On January 19, 2011, the Court of Appeals issued an opinion in Deming and Deming, a case in which the court ruled on an issue of the proper date of valuation of husband’s retirement accounts. The entire opinion can be found here: http://www.publications.ojd.state.or.us/A139552.htm.
The parties were married for 28 years and wife acted as a homemaker for the majority of that time. The parties separated prior to the divorce, with wife living in California and husband living and working in Saudi Arabia. During the term of separation, wife remained financially dependent on husband.
The trial court valued husband’s retirement accounts as of the date of separation. On appeal, wife argued that the proper date of valuation is the date of dissolution.

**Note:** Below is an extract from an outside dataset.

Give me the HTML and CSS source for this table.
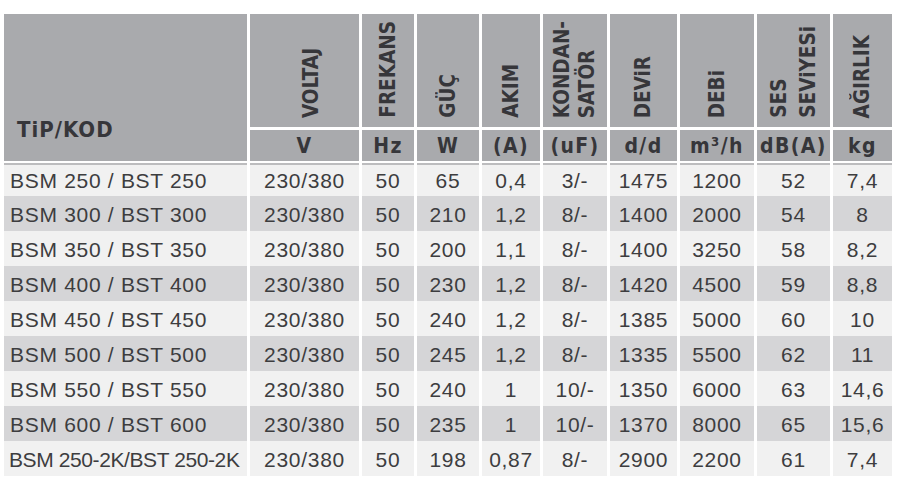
FILE: index.html
```html
<!DOCTYPE html>
<html lang="tr">
<head>
<meta charset="utf-8">
<title>BSM / BST Teknik Özellikler</title>
<link rel="stylesheet" href="styles.css">
</head>
<body>
<table class="spec">
  <colgroup>
    <col class="w-kod"><col class="w-voltaj"><col class="w-frekans"><col class="w-guc"><col class="w-akim">
    <col class="w-kond"><col class="w-devir"><col class="w-debi"><col class="w-ses"><col class="w-agirlik">
  </colgroup>
  <thead>
    <tr class="h-names">
      <th rowspan="2" class="kod">TiP/KOD</th>
      <th class="voltaj"><span class="vtext">VOLTAJ</span></th>
      <th class="frekans"><span class="vtext">FREKANS</span></th>
      <th><span class="vtext">GÜÇ</span></th>
      <th><span class="vtext">AKIM</span></th>
      <th><span class="vtext two kond">KONDAN-<br>SATÖR</span></th>
      <th><span class="vtext">DEViR</span></th>
      <th><span class="vtext">DEBi</span></th>
      <th><span class="vtext two ses">SES<br>SEViYESi</span></th>
      <th><span class="vtext">AĞIRLIK</span></th>
    </tr>
    <tr class="h-units">
      <th>V</th>
      <th>Hz</th>
      <th>W</th>
      <th>(A)</th>
      <th>(uF)</th>
      <th>d/d</th>
      <th>m³/h</th>
      <th>dB(A)</th>
      <th>kg</th>
    </tr>
  </thead>
  <tbody>
    <tr><td>BSM 250 / BST 250</td><td>230/380</td><td>50</td><td>65</td><td>0,4</td><td>3/-</td><td>1475</td><td>1200</td><td>52</td><td>7,4</td></tr>
    <tr><td>BSM 300 / BST 300</td><td>230/380</td><td>50</td><td>210</td><td>1,2</td><td>8/-</td><td>1400</td><td>2000</td><td>54</td><td>8</td></tr>
    <tr><td>BSM 350 / BST 350</td><td>230/380</td><td>50</td><td>200</td><td>1,1</td><td>8/-</td><td>1400</td><td>3250</td><td>58</td><td>8,2</td></tr>
    <tr><td>BSM 400 / BST 400</td><td>230/380</td><td>50</td><td>230</td><td>1,2</td><td>8/-</td><td>1420</td><td>4500</td><td>59</td><td>8,8</td></tr>
    <tr><td>BSM 450 / BST 450</td><td>230/380</td><td>50</td><td>240</td><td>1,2</td><td>8/-</td><td>1385</td><td>5000</td><td>60</td><td>10</td></tr>
    <tr><td>BSM 500 / BST 500</td><td>230/380</td><td>50</td><td>245</td><td>1,2</td><td>8/-</td><td>1335</td><td>5500</td><td>62</td><td>11</td></tr>
    <tr><td>BSM 550 / BST 550</td><td>230/380</td><td>50</td><td>240</td><td>1</td><td>10/-</td><td>1350</td><td>6000</td><td>63</td><td>14,6</td></tr>
    <tr><td>BSM 600 / BST 600</td><td>230/380</td><td>50</td><td>235</td><td>1</td><td>10/-</td><td>1370</td><td>8000</td><td>65</td><td>15,6</td></tr>
    <tr><td class="tight">BSM 250-2K/BST 250-2K</td><td>230/380</td><td>50</td><td>198</td><td>0,87</td><td>8/-</td><td>2900</td><td>2200</td><td>61</td><td>7,4</td></tr>
  </tbody>
</table>
</body>
</html>
```

FILE: styles.css
```css
html, body {
  margin: 0;
  background: #ffffff;
}

body {
  padding: 14px 0 0 1px;
}

.spec {
  border-collapse: separate;
  border-spacing: 3px 0;
  table-layout: fixed;
  width: 894px;
}

.w-kod { width: 243px; }
.w-voltaj { width: 109px; }
.w-frekans { width: 52px; }
.w-guc { width: 62px; }
.w-akim { width: 58px; }
.w-kond { width: 64px; }
.w-devir { width: 67px; }
.w-debi { width: 74px; }
.w-ses { width: 73px; }
.w-agirlik { width: 59px; }

.spec th {
  background: #a9aaad;
  color: #36363a;
  font-family: "DejaVu Sans Condensed", "DejaVu Sans", sans-serif;
  font-stretch: condensed;
  font-weight: bold;
  padding: 0;
}

.h-names th {
  height: 108px;
  padding-bottom: 5px;
  border-bottom: 3px solid #ffffff;
  vertical-align: bottom;
  text-align: center;
}

.spec th.kod {
  height: auto;
  text-align: left;
  vertical-align: bottom;
  font-size: 22px;
  letter-spacing: 1px;
  padding: 0 0 19px 13px;
  border-bottom: 2px solid #ffffff;
}

.vtext {
  display: inline-block;
  writing-mode: vertical-rl;
  transform: rotate(180deg);
  text-align: left;
  font-size: 20.5px;
  line-height: 21px;
  font-kerning: none;
  white-space: nowrap;
}

.vtext.kond { line-height: 25px; }
.vtext.ses { line-height: 29px; }

.h-names th.voltaj { padding-left: 14px; }

.h-units th {
  height: 31px;
  border-bottom: 2px solid #ffffff;
  font-size: 21px;
  letter-spacing: 1.4px;
  text-align: center;
  vertical-align: middle;
}

.spec td {
  height: 33px;
  padding: 2px 0 0;
  font-family: "Liberation Sans", Arial, sans-serif;
  font-size: 21px;
  letter-spacing: 0.7px;
  color: #3d3d3f;
  text-align: center;
  vertical-align: middle;
  white-space: nowrap;
  background: #f1f1f1;
}

.spec td:first-child {
  text-align: left;
  padding-left: 6px;
}

.spec td.tight {
  letter-spacing: -0.4px;
  padding-left: 5px;
}

.spec tbody tr:nth-child(even) td {
  background: #d5d5d7;
}

.spec tbody tr:first-child td {
  height: 31px;
  padding-top: 0;
  border-top: 2px solid #bcbcbe;
}
```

A court has authority per ORS 107.105(1)(f) to divide all property held by either party as of the time of dissolution, and is required to divide the property in a manner that is just and proper. Oregon law provides for two classes of marital property: property acquired during the marriage and property acquired before the marriage. With respect to property acquired during the marriage, there is a presumption that both spouses contributed equally to its acquisition, regardless of an intervening separation. Due to the fact that the funds held in husband’s retirement account are from the parties’ joint marital efforts (wife’s efforts as homemaker allowing husband to work) and the fact that wife remained financially dependent on husband during the period of separation, the Court of Appeals held that the trial court should have used the date of dissolution to value the retirement accounts.